Incidental damage describes the unintended or accidental harm caused by monsters that are considerably larger in size than humanoid combatants. Due to their size and strength, as these creatures whirl and attack, their large limbs and appendages come into random contact with their opponents, causing damage. With excessively-sized monsters, incidental damage can wipe out whole contingents of low-calibre combatants in a brief span of time. In some cases, damage results from the debris that's being thrown about by the monster's movements.

To cause damage, a creature must have a weight of at least 1,000 lbs. Then, for each thousand lbs. of weight, the creature has the potential to cause 1 hit point of damage. The overall weight of creatures is rounded to the nearest thousand, so that a creature of 1,500 lbs. would cause a maximum of 2 damage. Note that such creatures, when fighting one another, cause damage to one another on account of this weight.

Incidental damage occurs in addition to the creature's normal attack damage.

Affected Combatants

There is a potential for incidental damage for any combatant within 1 combat hex of the large creature's final position, or within 1 hex of anywhere along the creature's path during it's movement round.
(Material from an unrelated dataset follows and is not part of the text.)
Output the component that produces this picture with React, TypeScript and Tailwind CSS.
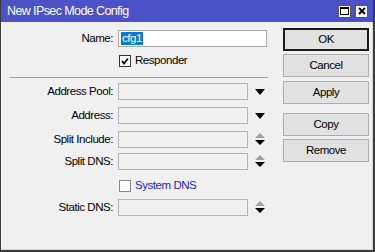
const font = { fontFamily: '"Liberation Sans", Arial, sans-serif' };

const DownArrow = () => (
  <svg width="10" height="6" viewBox="0 0 10 6" className="ml-[7px]">
    <polygon points="0,0 10,0 5,6" fill="#000" />
  </svg>
);

const Spinner = () => (
  <svg width="10" height="13" viewBox="0 0 10 13" className="ml-[7px]">
    <polygon points="5,0 10,5 0,5" fill="#a0a0a0" />
    <polygon points="0,7 10,7 5,12" fill="#000" />
  </svg>
);

type FieldProps = { label: string; arrow: "down" | "spin"; className?: string };

const Field = ({ label, arrow, className = "" }: FieldProps) => (
  <div className={`flex items-center h-[17px] ${className}`}>
    <span className="w-[113px] text-right pr-[1px] text-[11.5px] tracking-[-0.45px] text-black">{label}</span>
    <div className="ml-[4px] w-[130px] h-[17px] border border-[#b4b4b4] bg-[#f0f0f0]" />
    {arrow === "down" ? <DownArrow /> : <Spinner />}
  </div>
);

const Btn = ({ text, primary, className = "" }: { text: string; primary?: boolean; className?: string }) => (
  <div
    className={`w-[86px] h-[23px] flex items-center justify-center text-[11.5px] tracking-[-0.45px] text-black bg-[#e1e1e1] ${
      primary ? "border-2 border-[#1a1a1a]" : "border border-[#adadad]"
    } ${className}`}
  >
    {text}
  </div>
);

export default function App() {
  return (
    <div style={font} className="w-[375px] h-[252px] flex flex-col bg-[#f0f0f0] border-l border-[#3c3c3c] border-r-2 border-b-2 overflow-hidden">
      <div className="h-[22px] shrink-0 bg-[#4b51c6] flex items-center pl-[6px] pr-[5px]">
        <span className="text-white text-[12.5px] tracking-[-0.6px]">New IPsec Mode Config</span>
        <div className="ml-auto flex gap-[4px]">
          <div className="w-[13px] h-[13px] bg-white border border-[#555] flex items-center justify-center">
            <div className="w-[9px] h-[8px] border border-black border-t-2" />
          </div>
          <div className="w-[13px] h-[13px] bg-white border border-[#555] flex items-center justify-center">
            <svg width="8" height="8" viewBox="0 0 8 8">
              <path d="M1 1 L7 7 M7 1 L1 7" stroke="#000" strokeWidth="2" />
            </svg>
          </div>
        </div>
      </div>
      <div className="flex flex-1 border-r border-b border-[#d8d8d8]">
        <div className="w-[281px] flex flex-col pt-[8px]">
          <div className="flex items-center h-[17px]">
            <span className="w-[113px] text-right pr-[1px] text-[11.5px] tracking-[-0.45px] text-black">Name:</span>
            <div className="ml-[4px] w-[149px] h-[17px] border border-[#a8a8a8] bg-white flex items-center px-[2px]">
              <span className="bg-[#0a78d7] text-white text-[11.5px] tracking-[-0.45px] leading-[13px] px-[1px]">cfg1</span>
            </div>
          </div>
          <div className="flex items-center mt-[8px] pl-[118px] h-[12px]">
            <div className="w-[12px] h-[12px] border border-[#333] bg-white flex items-center justify-center">
              <svg width="8" height="8" viewBox="0 0 8 8">
                <path d="M1 4 L3 6.5 L7 1.5" stroke="#000" strokeWidth="1.8" fill="none" />
              </svg>
            </div>
            <span className="ml-[4px] text-[11.5px] tracking-[-0.45px] text-black">Responder</span>
          </div>
          <div className="mt-[10px] ml-[9px] w-[258px] h-[1px] bg-[#a0a0a0]" />
          <Field label="Address Pool:" arrow="down" className="mt-[5px]" />
          <Field label="Address:" arrow="down" className="mt-[7px]" />
          <Field label="Split Include:" arrow="spin" className="mt-[7px]" />
          <Field label="Split DNS:" arrow="spin" className="mt-[5px]" />
          <div className="flex items-center mt-[10px] pl-[118px] h-[12px]">
            <div className="w-[12px] h-[12px] border border-[#8a8a8a] bg-white" />
            <span className="ml-[4px] text-[11.5px] tracking-[-0.45px] text-[#1c1cc8]">System DNS</span>
          </div>
          <Field label="Static DNS:" arrow="spin" className="mt-[7px]" />
        </div>
        <div className="flex flex-col pt-[6px] pl-[1px]">
          <Btn text="OK" primary />
          <Btn text="Cancel" className="mt-[3px]" />
          <Btn text="Apply" className="mt-[4px]" />
          <Btn text="Copy" className="mt-[9px]" />
          <Btn text="Remove" className="mt-[3px]" />
        </div>
      </div>
    </div>
  );
}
Persons who are adjacent to the creature at the start of its move, but are moved away from, are not affected by incidental damage.

Once those potentially affected are identified, a roll is made for each with an even chance of damage occurring or not. For example, both Bonnie and Jack are in the path of the elephant above. On a d6, a 4 is rolled for Bonnie (high) and a 3 for Jack (low); therefore, Jack receives damage and Bonnie doesn't.

Calculating Damage

Incidental damage is interpreted as a random number between "1" and the maximum incidental damage the creature might cause. For example, if an elephant to trundle forward some multiple hexes through a mass of combatants, affecting potentially dozens, each affected would suffer 1-10 points of damage. This makes an elephant's charge a very effective battle tactic.

Thus in the example above, if Jack took only a few points of damage, it would show that he was merely shoved aside. A high result might show that he was kicked or even stepped upon. Incidental damage isn't adjusted like critical hits, so 10 damage is the most that Jack could suffer in this situation.